» **Your objective**: Select all lines in the records that include "Tailwind".

» **Data to use**:
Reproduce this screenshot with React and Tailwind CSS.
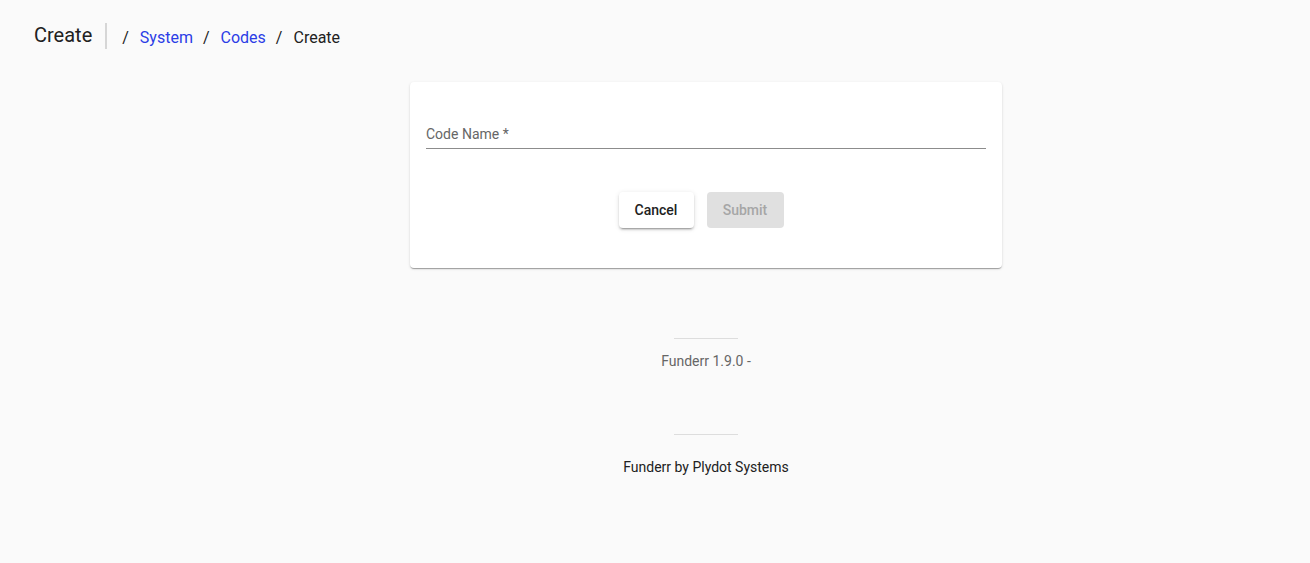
import React from 'react';

export default function App() {
  return (
    <div
      className="min-h-[563px] bg-[#fafafa] text-[#212121]"
      style={{ fontFamily: 'Roboto, "Liberation Sans", sans-serif' }}
    >
      {/* header */}
      <div className="flex h-[49px] items-center pl-[34px] pt-[22px]">
        <h1 className="mb-[2px] text-[20px] leading-[24px] text-[#212121]">Create</h1>
        <div className="ml-[13px] h-[26px] w-[2px] bg-[#d6d6d6]" />
        <nav className="ml-[15px] mt-[4px] flex items-center text-[16px] leading-[24px]">
          <span className="text-[#212121]">/</span>
          <a href="#" className="ml-[11px] text-[#2b3de6]">System</a>
          <span className="ml-[10px] mr-[11px] text-[#212121]">/</span>
          <a href="#" className="text-[#2b3de6]">Codes</a>
          <span className="ml-[10px] mr-[11px] text-[#212121]">/</span>
          <span className="text-[#212121]">Create</span>
        </nav>
      </div>

      <div className="ml-[410px] w-[592px] pt-[33px]">
        {/* form card */}
        <div className="rounded-[4px] bg-white px-4 pt-[42px] pb-[40px] shadow-[0_2px_1px_-1px_rgba(0,0,0,0.2),0_1px_1px_0_rgba(0,0,0,0.14),0_1px_3px_0_rgba(0,0,0,0.12)]">
          <div className="border-b border-[#8c8c8c] pb-[4px]">
            <label className="block text-[14px] leading-[20px] text-[#666666]">Code Name *</label>
          </div>
          <div className="mt-[43px] flex justify-center gap-[13px] pr-[10px]">
            <button className="h-[36px] w-[75px] rounded-[4px] bg-white text-[14px] font-medium text-[#212121] shadow-[0_3px_1px_-2px_rgba(0,0,0,0.2),0_2px_2px_0_rgba(0,0,0,0.14),0_1px_5px_0_rgba(0,0,0,0.12)]">
              Cancel
            </button>
            <button
              disabled
              className="h-[36px] w-[77px] rounded-[4px] bg-[#e0e0e0] text-[14px] font-medium text-[#a6a6a6]"
            >
              Submit
            </button>
          </div>
        </div>

        {/* footer */}
        <div className="flex flex-col items-center pt-[70px]">
          <div className="h-px w-[64px] bg-[#dddddd]" />
          <p className="mt-[12px] text-[14px] leading-[20px] text-[#666666]">Funderr 1.9.0 -</p>
          <div className="mt-[63px] h-px w-[64px] bg-[#dddddd]" />
          <p className="mt-[22px] text-[14px] leading-[20px] text-[#212121]">Funderr by Plydot Systems</p>
        </div>
      </div>
    </div>
  );
}
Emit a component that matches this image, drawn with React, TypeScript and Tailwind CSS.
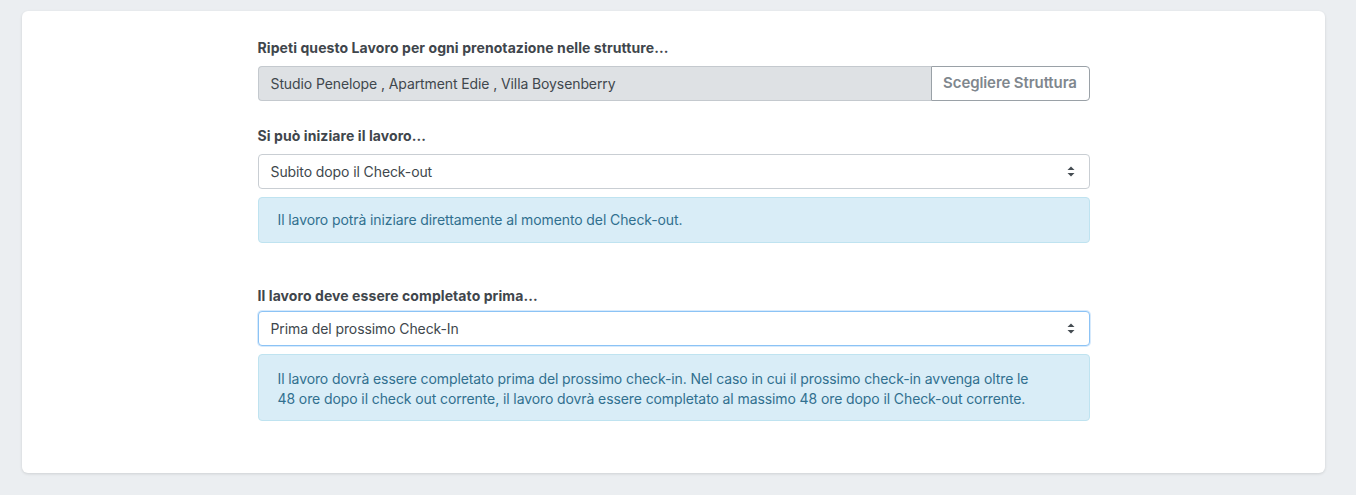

» **Output for this task**:
Reproduce this screenshot with React and Tailwind CSS.
Emit a component that matches this image, drawn with React, TypeScript and Tailwind CSS.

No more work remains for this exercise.